= Task directions =
Give the data below again exactly as it stands. Omit the pictures.

= Data excerpt =
########################################
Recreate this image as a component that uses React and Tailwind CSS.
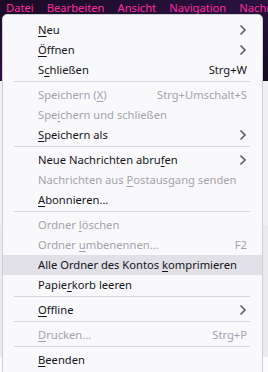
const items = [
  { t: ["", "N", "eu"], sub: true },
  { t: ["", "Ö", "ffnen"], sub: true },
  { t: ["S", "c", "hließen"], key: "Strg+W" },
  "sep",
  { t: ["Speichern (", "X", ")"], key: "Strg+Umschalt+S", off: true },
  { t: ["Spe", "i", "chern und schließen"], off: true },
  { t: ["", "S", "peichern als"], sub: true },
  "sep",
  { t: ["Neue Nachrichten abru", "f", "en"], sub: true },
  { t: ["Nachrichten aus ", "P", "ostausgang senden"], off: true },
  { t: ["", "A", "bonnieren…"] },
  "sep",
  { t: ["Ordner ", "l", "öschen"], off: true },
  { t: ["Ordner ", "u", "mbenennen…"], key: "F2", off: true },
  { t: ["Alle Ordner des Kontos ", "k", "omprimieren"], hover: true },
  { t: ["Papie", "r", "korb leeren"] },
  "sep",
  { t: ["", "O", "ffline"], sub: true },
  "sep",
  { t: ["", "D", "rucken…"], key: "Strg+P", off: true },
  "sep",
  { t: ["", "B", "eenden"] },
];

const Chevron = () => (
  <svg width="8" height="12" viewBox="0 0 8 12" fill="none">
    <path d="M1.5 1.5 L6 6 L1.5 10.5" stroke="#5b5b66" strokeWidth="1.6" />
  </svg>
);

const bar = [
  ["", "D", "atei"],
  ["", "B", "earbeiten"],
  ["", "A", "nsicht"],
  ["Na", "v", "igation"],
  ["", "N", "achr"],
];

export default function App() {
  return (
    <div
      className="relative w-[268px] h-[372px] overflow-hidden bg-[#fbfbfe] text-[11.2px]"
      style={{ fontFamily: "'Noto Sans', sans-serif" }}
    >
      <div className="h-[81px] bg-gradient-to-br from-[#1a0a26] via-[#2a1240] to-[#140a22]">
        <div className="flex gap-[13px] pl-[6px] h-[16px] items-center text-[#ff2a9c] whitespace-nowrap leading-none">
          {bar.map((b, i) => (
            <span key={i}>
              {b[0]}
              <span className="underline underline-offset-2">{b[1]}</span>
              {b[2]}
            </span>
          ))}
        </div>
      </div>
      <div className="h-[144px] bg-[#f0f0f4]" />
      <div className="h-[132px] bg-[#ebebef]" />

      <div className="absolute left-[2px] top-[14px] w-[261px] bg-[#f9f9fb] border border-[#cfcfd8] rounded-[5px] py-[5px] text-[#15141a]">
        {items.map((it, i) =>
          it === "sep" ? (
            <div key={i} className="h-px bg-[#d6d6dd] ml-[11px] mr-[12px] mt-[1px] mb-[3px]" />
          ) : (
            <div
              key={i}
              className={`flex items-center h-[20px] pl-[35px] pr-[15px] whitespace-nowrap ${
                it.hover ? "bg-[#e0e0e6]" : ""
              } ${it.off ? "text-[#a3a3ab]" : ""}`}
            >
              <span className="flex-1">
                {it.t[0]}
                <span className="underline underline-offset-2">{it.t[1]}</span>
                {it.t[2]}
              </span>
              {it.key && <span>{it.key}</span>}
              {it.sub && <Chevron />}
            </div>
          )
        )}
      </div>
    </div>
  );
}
########################################
= Solution to the exercise =
Recreate this image as a component that uses React and Tailwind CSS.
const items = [
  { t: ["", "N", "eu"], sub: true },
  { t: ["", "Ö", "ffnen"], sub: true },
  { t: ["S", "c", "hließen"], key: "Strg+W" },
  "sep",
  { t: ["Speichern (", "X", ")"], key: "Strg+Umschalt+S", off: true },
  { t: ["Spe", "i", "chern und schließen"], off: true },
  { t: ["", "S", "peichern als"], sub: true },
  "sep",
  { t: ["Neue Nachrichten abru", "f", "en"], sub: true },
  { t: ["Nachrichten aus ", "P", "ostausgang senden"], off: true },
  { t: ["", "A", "bonnieren…"] },
  "sep",
  { t: ["Ordner ", "l", "öschen"], off: true },
  { t: ["Ordner ", "u", "mbenennen…"], key: "F2", off: true },
  { t: ["Alle Ordner des Kontos ", "k", "omprimieren"], hover: true },
  { t: ["Papie", "r", "korb leeren"] },
  "sep",
  { t: ["", "O", "ffline"], sub: true },
  "sep",
  { t: ["", "D", "rucken…"], key: "Strg+P", off: true },
  "sep",
  { t: ["", "B", "eenden"] },
];

const Chevron = () => (
  <svg width="8" height="12" viewBox="0 0 8 12" fill="none">
    <path d="M1.5 1.5 L6 6 L1.5 10.5" stroke="#5b5b66" strokeWidth="1.6" />
  </svg>
);

const bar = [
  ["", "D", "atei"],
  ["", "B", "earbeiten"],
  ["", "A", "nsicht"],
  ["Na", "v", "igation"],
  ["", "N", "achr"],
];

export default function App() {
  return (
    <div
      className="relative w-[268px] h-[372px] overflow-hidden bg-[#fbfbfe] text-[11.2px]"
      style={{ fontFamily: "'Noto Sans', sans-serif" }}
    >
      <div className="h-[81px] bg-gradient-to-br from-[#1a0a26] via-[#2a1240] to-[#140a22]">
        <div className="flex gap-[13px] pl-[6px] h-[16px] items-center text-[#ff2a9c] whitespace-nowrap leading-none">
          {bar.map((b, i) => (
            <span key={i}>
              {b[0]}
              <span className="underline underline-offset-2">{b[1]}</span>
              {b[2]}
            </span>
          ))}
        </div>
      </div>
      <div className="h-[144px] bg-[#f0f0f4]" />
      <div className="h-[132px] bg-[#ebebef]" />

      <div className="absolute left-[2px] top-[14px] w-[261px] bg-[#f9f9fb] border border-[#cfcfd8] rounded-[5px] py-[5px] text-[#15141a]">
        {items.map((it, i) =>
          it === "sep" ? (
            <div key={i} className="h-px bg-[#d6d6dd] ml-[11px] mr-[12px] mt-[1px] mb-[3px]" />
          ) : (
            <div
              key={i}
              className={`flex items-center h-[20px] pl-[35px] pr-[15px] whitespace-nowrap ${
                it.hover ? "bg-[#e0e0e6]" : ""
              } ${it.off ? "text-[#a3a3ab]" : ""}`}
            >
              <span className="flex-1">
                {it.t[0]}
                <span className="underline underline-offset-2">{it.t[1]}</span>
                {it.t[2]}
              </span>
              {it.key && <span>{it.key}</span>}
              {it.sub && <Chevron />}
            </div>
          )
        )}
      </div>
    </div>
  );
}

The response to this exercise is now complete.